Its something we’ve talked about for years and something that we all need to strive for. In a recent AgWeb Article, the author talks about Seven Steps to Contamination Free cotton. The article is geared toward producers and I hope you will share it with your producers. There are, of course, a few more things you can do around the gin to prevent contamination from entering the lint stream.
The first and best line of defense is at the module feeder. Any and all employees in the gin should know what contamination is and how important it is to keep these things from getting in to the gin. Plastics, twine, rope, and module tarps are just a few of the things that need to be watched for and kept out of the gin. Cutting the string that holds the module tarp on and leaving pieces in the module can be a real issue. Not getting plastic off or rounds completely is another topic worth of an entire article.

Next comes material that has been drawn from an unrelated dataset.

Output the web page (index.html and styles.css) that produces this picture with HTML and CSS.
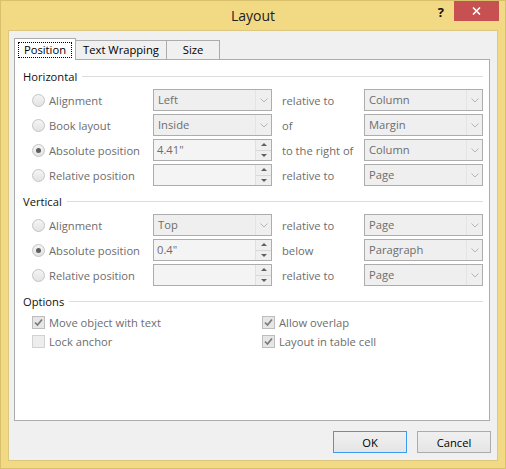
FILE: index.html
```html
<!DOCTYPE html>
<html>
<head>
<meta charset="utf-8">
<title>Layout</title>
<link rel="stylesheet" href="styles.css">
</head>
<body>
<div class="window">
  <div class="titlebar">
    <div></div>
    <div class="title">Layout</div>
    <div class="controls">
      <span class="help">?</span>
      <span class="close"><svg width="9" height="8" viewBox="0 0 9 8"><path d="M1 0.5 L8 7.5 M8 0.5 L1 7.5" stroke="#fff" stroke-width="1.6"/></svg></span>
    </div>
  </div>
  <div class="client">
    <div class="tabs">
      <div class="tab tab-pos active"><span class="focus">Position</span></div>
      <div class="tab tab-wrap">Text Wrapping</div>
      <div class="tab tab-size">Size</div>
    </div>
    <div class="panel">
      <section class="group">
        <div class="group-head"><span>Horizontal</span><i class="rule"></i></div>
        <div class="rows">
          <div class="choice"><span class="radio"></span>Alignment</div>
          <div class="combo"><span class="val">Left</span><span class="arr"><svg width="8" height="5" viewBox="0 0 8 5"><path d="M0.5 0.5 L4 4 L7.5 0.5" fill="none" stroke="#b5b5b5"/></svg></span></div>
          <div class="rel">relative to</div>
          <div class="combo"><span class="val">Column</span><span class="arr"><svg width="8" height="5" viewBox="0 0 8 5"><path d="M0.5 0.5 L4 4 L7.5 0.5" fill="none" stroke="#b5b5b5"/></svg></span></div>

          <div class="choice"><span class="radio"></span>Book layout</div>
          <div class="combo"><span class="val">Inside</span><span class="arr"><svg width="8" height="5" viewBox="0 0 8 5"><path d="M0.5 0.5 L4 4 L7.5 0.5" fill="none" stroke="#b5b5b5"/></svg></span></div>
          <div class="rel">of</div>
          <div class="combo"><span class="val">Margin</span><span class="arr"><svg width="8" height="5" viewBox="0 0 8 5"><path d="M0.5 0.5 L4 4 L7.5 0.5" fill="none" stroke="#b5b5b5"/></svg></span></div>

          <div class="choice"><span class="radio on"></span>Absolute position</div>
          <div class="spin"><span class="val">4.41"</span><span class="spinbtns"><i class="up"></i><i class="down"></i></span></div>
          <div class="rel">to the right of</div>
          <div class="combo"><span class="val">Column</span><span class="arr"><svg width="8" height="5" viewBox="0 0 8 5"><path d="M0.5 0.5 L4 4 L7.5 0.5" fill="none" stroke="#b5b5b5"/></svg></span></div>

          <div class="choice"><span class="radio"></span>Relative position</div>
          <div class="spin"><span class="val"></span><span class="spinbtns"><i class="up"></i><i class="down"></i></span></div>
          <div class="rel">relative to</div>
          <div class="combo"><span class="val">Page</span><span class="arr"><svg width="8" height="5" viewBox="0 0 8 5"><path d="M0.5 0.5 L4 4 L7.5 0.5" fill="none" stroke="#b5b5b5"/></svg></span></div>
        </div>
      </section>

      <section class="group">
        <div class="group-head"><span>Vertical</span><i class="rule"></i></div>
        <div class="rows">
          <div class="choice"><span class="radio"></span>Alignment</div>
          <div class="combo"><span class="val">Top</span><span class="arr"><svg width="8" height="5" viewBox="0 0 8 5"><path d="M0.5 0.5 L4 4 L7.5 0.5" fill="none" stroke="#b5b5b5"/></svg></span></div>
          <div class="rel">relative to</div>
          <div class="combo"><span class="val">Page</span><span class="arr"><svg width="8" height="5" viewBox="0 0 8 5"><path d="M0.5 0.5 L4 4 L7.5 0.5" fill="none" stroke="#b5b5b5"/></svg></span></div>

          <div class="choice"><span class="radio on"></span>Absolute position</div>
          <div class="spin"><span class="val">0.4"</span><span class="spinbtns"><i class="up"></i><i class="down"></i></span></div>
          <div class="rel">below</div>
          <div class="combo"><span class="val">Paragraph</span><span class="arr"><svg width="8" height="5" viewBox="0 0 8 5"><path d="M0.5 0.5 L4 4 L7.5 0.5" fill="none" stroke="#b5b5b5"/></svg></span></div>

          <div class="choice"><span class="radio"></span>Relative position</div>
          <div class="spin"><span class="val"></span><span class="spinbtns"><i class="up"></i><i class="down"></i></span></div>
          <div class="rel">relative to</div>
          <div class="combo"><span class="val">Page</span><span class="arr"><svg width="8" height="5" viewBox="0 0 8 5"><path d="M0.5 0.5 L4 4 L7.5 0.5" fill="none" stroke="#b5b5b5"/></svg></span></div>
        </div>
      </section>

      <section class="group">
        <div class="group-head"><span>Options</span><i class="rule"></i></div>
        <div class="checks">
          <div class="check"><span class="cb"><svg width="11" height="11" viewBox="0 0 11 11"><path d="M2 5.5 L4.5 8 L9 2.5" fill="none" stroke="#7b7b7b" stroke-width="1.7"/></svg></span>Move object with text</div>
          <div class="check"><span class="cb"><svg width="11" height="11" viewBox="0 0 11 11"><path d="M2 5.5 L4.5 8 L9 2.5" fill="none" stroke="#7b7b7b" stroke-width="1.7"/></svg></span>Allow overlap</div>
          <div class="check"><span class="cb off"></span>Lock anchor</div>
          <div class="check"><span class="cb"><svg width="11" height="11" viewBox="0 0 11 11"><path d="M2 5.5 L4.5 8 L9 2.5" fill="none" stroke="#7b7b7b" stroke-width="1.7"/></svg></span>Layout in table cell</div>
        </div>
      </section>
    </div>
    <div class="buttons">
      <button class="btn default">OK</button>
      <button class="btn">Cancel</button>
    </div>
  </div>
</div>
</body>
</html>
```

FILE: styles.css
```css
* { box-sizing: border-box; }
html, body { margin: 0; padding: 0; }
body {
  width: 506px;
  height: 469px;
  font-family: "Open Sans", "Noto Sans", sans-serif;
  font-size: 11.2px;
  color: #000;
}
.window {
  width: 506px;
  height: 469px;
  background: #f2d983;
  border: 1px solid #d9c06c;
  display: flex;
  flex-direction: column;
}
.titlebar {
  height: 29px;
  display: grid;
  grid-template-columns: 1fr auto 1fr;
}
.title {
  font-size: 14px;
  line-height: 29px;
  color: #222;
}
.controls {
  display: flex;
  justify-content: flex-end;
  align-items: flex-start;
}
.help {
  font-weight: bold;
  font-size: 13px;
  line-height: 13px;
  margin-top: 5px;
  margin-right: 10px;
  color: #111;
}
.close {
  width: 45px;
  height: 20px;
  margin-right: 6px;
  background: #c75050;
  display: flex;
  align-items: center;
  justify-content: center;
}
.client {
  flex: 1;
  margin: 0 7px 7px;
  border: 1px solid #dcc780;
  background: #f0f0f0;
  padding: 7px 7px 7px 5px;
  display: flex;
  flex-direction: column;
}
.tabs {
  display: flex;
  align-items: flex-end;
  height: 21px;
  position: relative;
  z-index: 1;
}
.tab {
  height: 19px;
  border: 1px solid #acacac;
  border-bottom: none;
  background: #f0f0f0;
  text-align: center;
  line-height: 18px;
  margin-left: -1px;
}
.tab-pos { width: 62px; margin-left: 0; }
.tab-wrap { width: 92px; }
.tab-size { width: 54px; }
.tab.active {
  height: 22px;
  margin-bottom: -1px;
  background: #fff;
  padding-top: 2px;
  position: relative;
  z-index: 2;
}
.focus {
  display: inline-block;
  border: 1px dotted #000;
  padding: 0 5px;
  line-height: 14px;
}
.panel {
  flex: 1;
  border: 1px solid #acacac;
  background: #fff;
  padding: 8px 6px 0 8px;
}
.group { margin-bottom: 7px; }
.group-head {
  display: flex;
  align-items: center;
  height: 16px;
  gap: 5px;
  color: #111;
}
.rule {
  flex: 1;
  height: 1px;
  background: #dcdcdc;
}
.rows {
  margin-top: 5px;
  padding-left: 9px;
  display: grid;
  grid-template-columns: 121px 119px 92px 119px;
  grid-auto-rows: 22px;
  row-gap: 3px;
  color: #6d6d6d;
}
.choice {
  display: flex;
  align-items: center;
  gap: 4px;
}
.radio {
  width: 13px;
  height: 13px;
  border-radius: 50%;
  border: 1px solid #c4c4c4;
  background: linear-gradient(#f4f4f4, #e3e3e3);
  display: flex;
  align-items: center;
  justify-content: center;
}
.radio.on::after {
  content: "";
  width: 5px;
  height: 5px;
  border-radius: 50%;
  background: #5e5e5e;
}
.rel {
  padding-left: 10px;
  display: flex;
  align-items: center;
}
.combo, .spin {
  display: flex;
  border: 1px solid #adadad;
  background: #efefef;
}
.val {
  flex: 1;
  padding-left: 4px;
  line-height: 20px;
}
.arr {
  width: 16px;
  border-left: 1px solid #e4e4e4;
  display: flex;
  align-items: center;
  justify-content: center;
}
.spin { background: #f4f4f4; }
.spin .val { padding-left: 3px; }
.spinbtns {
  width: 16px;
  display: flex;
  flex-direction: column;
  border-left: 1px solid #e0e0e0;
  background: #efefef;
}
.spinbtns i {
  flex: 1;
  display: flex;
  align-items: center;
  justify-content: center;
}
.spinbtns i.up { border-bottom: 1px solid #d8d8d8; }
.spinbtns i.up::after {
  content: "";
  border-left: 3px solid transparent;
  border-right: 3px solid transparent;
  border-bottom: 3px solid #606060;
}
.spinbtns i.down::after {
  content: "";
  border-left: 3px solid transparent;
  border-right: 3px solid transparent;
  border-top: 3px solid #606060;
}
.checks {
  margin-top: 5px;
  padding-left: 9px;
  display: grid;
  grid-template-columns: 230px 1fr;
  grid-auto-rows: 16px;
  row-gap: 3px;
  color: #6d6d6d;
}
.check {
  display: flex;
  align-items: center;
  gap: 4px;
}
.cb {
  width: 13px;
  height: 13px;
  border: 1px solid #bdbdbd;
  background: #e6e6e6;
  display: flex;
  align-items: center;
  justify-content: center;
}
.cb.off {
  border-color: #d2d2d2;
  background: #ededed;
}
.buttons {
  display: flex;
  justify-content: flex-end;
  gap: 10px;
  margin-top: 10px;
  margin-right: -1px;
}
.btn {
  width: 74px;
  height: 22px;
  border: 1px solid #acacac;
  background: linear-gradient(#f0f0f0, #e5e5e5);
  font-family: inherit;
  font-size: 11.2px;
  color: #000;
  padding: 0;
}
.btn.default { border-color: #3c9af0; }
```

Hydraulic leaks on the press or oils and greases anywhere in the gin is another issue we hear occasionally from mills. Oils are a nearly instant rejection. Even if the oil is on the outside of the bagging, you are setting yourself up for a lot of pain so work with your warehouse to make sure they address those issues as well with good lift truck maintenance.
The importance of staying vigilant against contamination cannot be overstressed. US cotton is still considered a preferred growth, and our relative lack of contamination is a big part of that. We must continue to keep non-cotton out of the bales if at all possible.